INFORMATION ON DIRECTORS AND NOMINEES

     The directors nominated for election at the Annual Meeting are as follows:

                                                                                   DIRECTOR
NAME AND AGE           AGE      PRINCIPAL OCCUPATION                                SINCE
-------------------------------------------------------------------------------------------
Henry E. Gemino        56       Chief Executive Officer, Chief Financial Officer,    1988
                                Profile Technologies, Inc.

Murphy Evans           75       President, Profile Technologies, Inc.                1995

Charles Christenson    77       Professor Emeritus                                   1999
                                Harvard Graduate School of Business Administration

Richard L. Palmer      63       President, Richard L. Palmer, P.C.                   2007


     THE BOARD RECOMMENDS A VOTE "FOR" THE ELECTION OF EACH OF THE NOMINEES.

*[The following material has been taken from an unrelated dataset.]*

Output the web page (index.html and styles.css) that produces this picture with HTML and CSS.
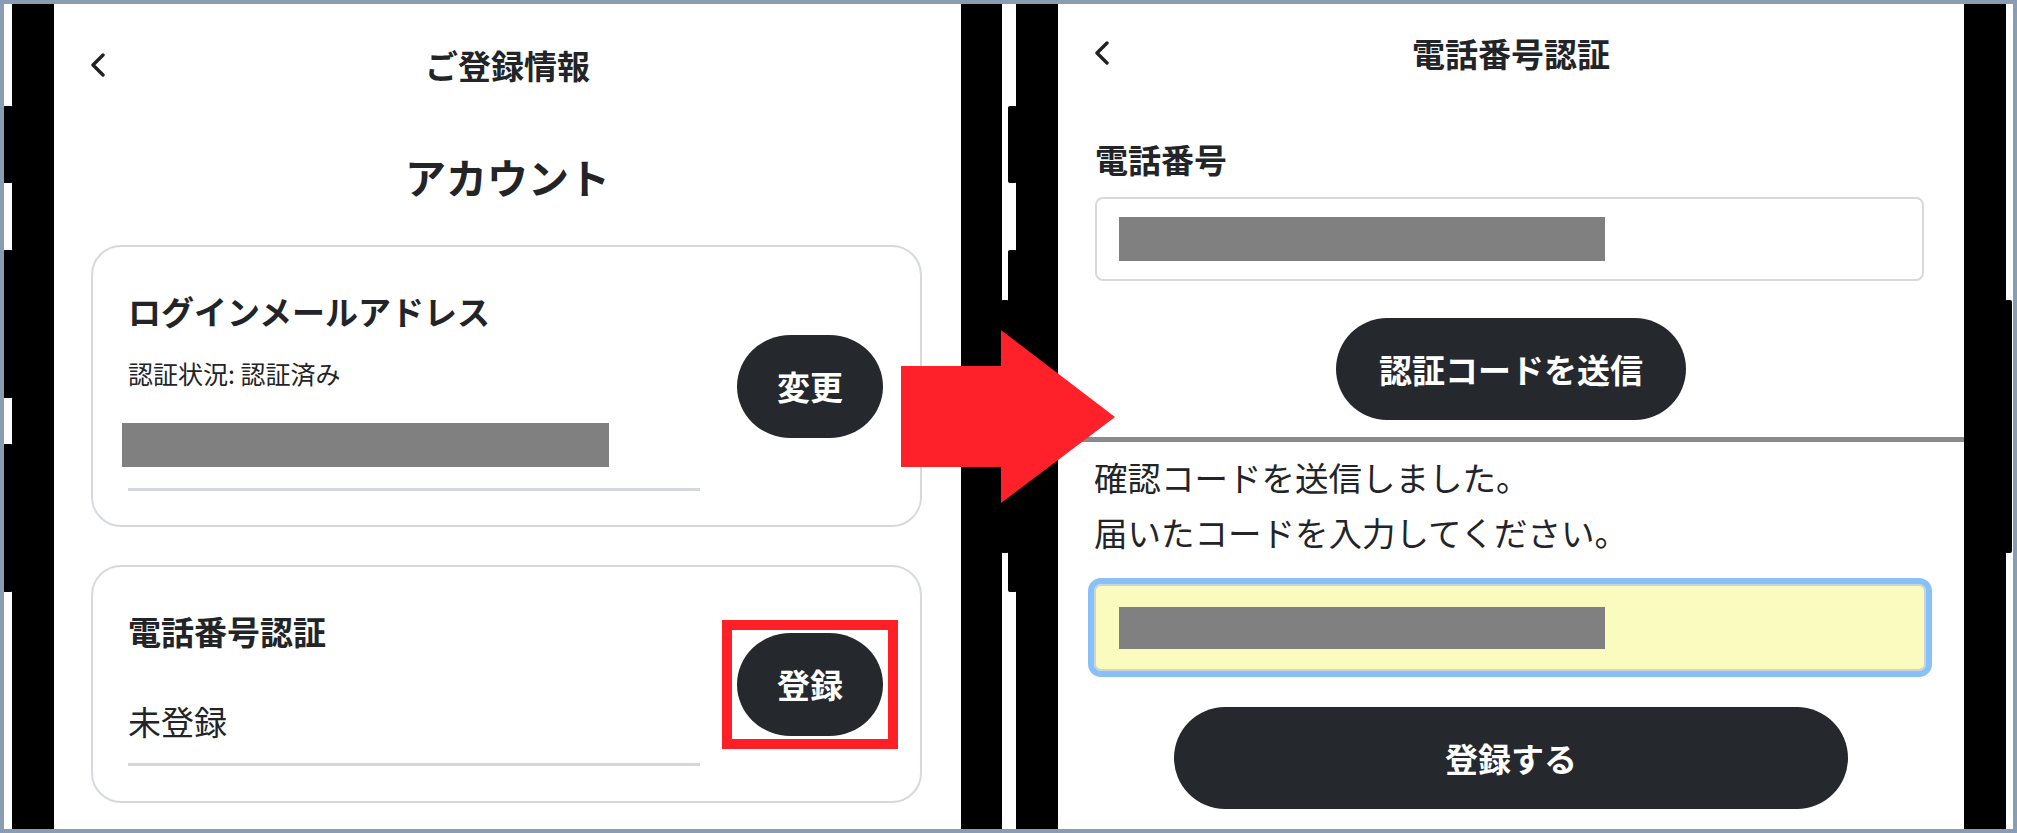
FILE: index.html
```html
<!DOCTYPE html>
<html lang="ja">
<head>
<meta charset="utf-8">
<title>ご登録情報 → 電話番号認証</title>
<link rel="stylesheet" href="styles.css">
</head>
<body>
<div class="frame">
  <div class="phone phone-left">
    <span class="side side-l1"></span>
    <span class="side side-l2"></span>
    <span class="side side-l3"></span>
    <span class="side side-r1"></span>
    <div class="screen">
      <div class="header header-tall">
        <svg class="chev" viewBox="0 0 16 24" width="16" height="24"><polyline points="13,2 3,12 13,22" fill="none" stroke="#222" stroke-width="3.4" stroke-linecap="round" stroke-linejoin="round"/></svg>
        <div class="header-title">ご登録情報</div>
        <span></span>
      </div>
      <div class="section-title">アカウント</div>
      <div class="card card-first">
        <div class="card-main">
          <div class="card-title">ログインメールアドレス</div>
          <div class="card-status">認証状況: 認証済み</div>
          <div class="field field-masked"><span class="mask mask-card"></span></div>
        </div>
        <button class="pill pill-sm">変更</button>
      </div>
      <div class="card card-second">
        <div class="card-main">
          <div class="card-title">電話番号認証</div>
          <div class="field field-value">未登録</div>
        </div>
        <span class="highlight"><button class="pill pill-sm">登録</button></span>
      </div>
    </div>
  </div>
  <div class="phone phone-right">
    <span class="side side-l1 side-gap"></span>
    <span class="side side-lbig side-gap"></span>
    <span class="side side-r1"></span>
    <div class="screen">
      <div class="header header-short">
        <svg class="chev" viewBox="0 0 16 24" width="16" height="24"><polyline points="13,2 3,12 13,22" fill="none" stroke="#222" stroke-width="3.4" stroke-linecap="round" stroke-linejoin="round"/></svg>
        <div class="header-title">電話番号認証</div>
        <span></span>
      </div>
      <div class="form-label">電話番号</div>
      <div class="input-box"><span class="mask mask-input"></span></div>
      <button class="pill pill-send">認証コードを送信</button>
      <div class="splice"></div>
      <div class="notice">
        <p>確認コードを送信しました。</p>
        <p>届いたコードを入力してください。</p>
      </div>
      <div class="input-focus"><span class="mask mask-focus"></span></div>
      <button class="pill pill-wide">登録する</button>
    </div>
  </div>
  <svg class="arrow" viewBox="0 0 214 173" width="214" height="173"><polygon points="0,36 100,36 100,0 214,87 100,173 100,137 0,137" fill="#fe2129"/></svg>
</div>
</body>
</html>
```

FILE: styles.css
```css
* { box-sizing: border-box; }
html, body { margin: 0; padding: 0; background: #ffffff; }
body {
  font-family: "Noto Sans CJK JP", "Noto Sans", sans-serif;
  color: #222428;
}
.frame {
  position: relative;
  width: 2017px;
  height: 833px;
  border: 4px solid #8a9bb4;
  background: #ffffff;
  display: flex;
  padding-left: 8px;
  gap: 14px;
  overflow: hidden;
}
.phone {
  position: relative;
  width: 990px;
  height: 100%;
  border-left: 42px solid #000;
  border-right: 41px solid #000;
}
.phone-right { border-right-width: 42px; }
.side {
  position: absolute;
  background: #000;
  border-radius: 2px;
}
.side-l1 { left: -51px; width: 10px; top: 102px; height: 77px; }
.side-l2 { left: -51px; width: 10px; top: 246px; height: 148px; }
.side-l3 { left: -51px; width: 10px; top: 440px; height: 148px; }
.side-r1 { right: -48px; width: 8px; top: 296px; height: 253px; }
.side-gap { left: -50px; width: 9px; }
.side-lbig { top: 246px; height: 342px; }
.phone-right .side-r1 { right: -48px; width: 7px; }

.screen {
  height: 100%;
  background: #ffffff;
  display: flex;
  flex-direction: column;
}
.header {
  display: grid;
  grid-template-columns: 1fr auto 1fr;
  align-items: center;
  padding: 0 36px;
}
.header-tall { height: 122px; }
.header-short { height: 98px; }
.chev { display: block; }
.header-title {
  font-size: 33px;
  font-weight: 700;
  line-height: 44px;
}
.section-title {
  margin-top: 22px;
  text-align: center;
  font-size: 41px;
  font-weight: 700;
  line-height: 56px;
}
.card {
  margin: 0 39px 0 37px;
  border: 2px solid #d6d9dd;
  border-radius: 30px;
  display: flex;
  align-items: center;
  padding: 0 37px 0 35px;
  gap: 37px;
}
.card-first { margin-top: 41px; }
.card-second { margin-top: 38px; }
.card-main {
  flex: 1;
  padding-top: 42px;
}
.card-first .card-main { padding-bottom: 34px; }
.card-second .card-main { padding-bottom: 35px; }
.card-title {
  font-size: 33px;
  font-weight: 700;
  line-height: 44px;
}
.card-status {
  margin-top: 25px;
  font-size: 25px;
  line-height: 30px;
}
.field { border-bottom: 3px solid #d3d6da; }
.field-masked {
  padding-top: 35px;
  padding-bottom: 21px;
}
.field-value {
  margin-top: 46px;
  font-size: 33px;
  line-height: 44px;
  padding-bottom: 20px;
}
.mask { display: block; background: #808080; }
.mask-card { width: 487px; height: 44px; margin-left: -6px; }

.pill {
  border: none;
  background: #25282d;
  color: #ffffff;
  font-family: "Noto Sans CJK JP", "Noto Sans", sans-serif;
  font-weight: 700;
  font-size: 33px;
  line-height: 44px;
  padding: 0;
  display: flex;
  align-items: center;
  justify-content: center;
}
.pill-sm {
  width: 146px;
  height: 103px;
  border-radius: 56px / 54px;
  flex-shrink: 0;
}
.highlight {
  display: block;
  flex-shrink: 0;
  margin: -13px -15px;
  padding: 3px 5px;
  border: 10px solid #fe1f27;
}

.form-label {
  margin: 35px 0 0 37px;
  font-size: 33px;
  font-weight: 700;
  line-height: 44px;
}
.input-box {
  margin: 16px 40px 0 37px;
  height: 84px;
  border: 2px solid #d6dadd;
  border-radius: 8px;
  display: flex;
  align-items: center;
  padding-left: 22px;
}
.mask-input { width: 486px; height: 44px; }
.pill-send {
  align-self: center;
  margin-top: 37px;
  width: 350px;
  height: 102px;
  border-radius: 51px;
}
.splice {
  margin-top: 17px;
  height: 5px;
  background: #8a8a8a;
}
.notice {
  margin: 7px 0 0 36px;
  font-size: 33.5px;
  line-height: 55px;
}
.notice p { margin: 0; }
.input-focus {
  margin: 19px 32px 0 30px;
  height: 99px;
  border: 6px solid #88c0f8;
  border-radius: 13px;
  background: #fafcbf;
  box-shadow: inset 0 0 0 2px #cdd4d6;
  display: flex;
  align-items: center;
  padding-left: 25px;
}
.mask-focus { width: 486px; height: 42px; }
.pill-wide {
  align-self: center;
  margin-top: 30px;
  width: 674px;
  height: 102px;
  border-radius: 51px;
}

.arrow {
  position: absolute;
  left: 897px;
  top: 326px;
}
```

     Henry E. Gemino. Mr. Gemino, a co-founder of the Company, has served as a
director and the Chief Financial Officer of the Company since 1988. From 1988
through October 2000, he served as Executive Vice President and Chief Operating
Officer of the Company. Since October 2000, he has served as Chief Executive
Officer of the Company.

     Murphy Evans. Since 1995 Mr. Evans has served as President and a director
of the Company. Mr. Evans also serves as the President of L & S Holding Co., a
family-owned holding company that is engaged in several different businesses and
as President and Director of Falco Enterprises, Inc., Arran Corporation, Spring
Hill Homes, Inc. and Spring Hill Water Co., none of which are reporting
companies under the Securities Exchange Act of 1934, as amended (the "Exchange
Act"). Mr. Evans received an AB degree in history from Princeton University in
1954 and an MBA degree from the Harvard Graduate School of Business
Administration in 1958.

     Charles Christenson. Professor Christenson has been a director of the
Company since 1999. He is the Royal Little Professor of Business Administration,
Emeritus, at the Graduate School of Business Administration at Harvard
University and served as faculty chairman of both the MBA and Doctoral Programs.
He received his B.Sc. degree in Industrial and Labor Relations from Cornell
University in 1952, his MBA degree with high distinction from Harvard University
in 1954 and his DBA degree in Managerial Economics from Harvard University in
1961. While on leave of absence from the Harvard University faculty, he also
served as Deputy to the Assistant Secretary of the Air Force (Financial
Management) during the Kennedy Administration. He is a member of the American
Association for the Advancement of Science. Professor Christenson has also
authored or co-authored a number of books and articles on quantitative methods,
management control and philosophy of science. Professor Christenson served as a
director of KENETECH Corporation from 1981-2001 and also serves as a director of
Boston Baroque, Inc., a not-for-profit organization performing and recording
music of the Baroque and Classical periods.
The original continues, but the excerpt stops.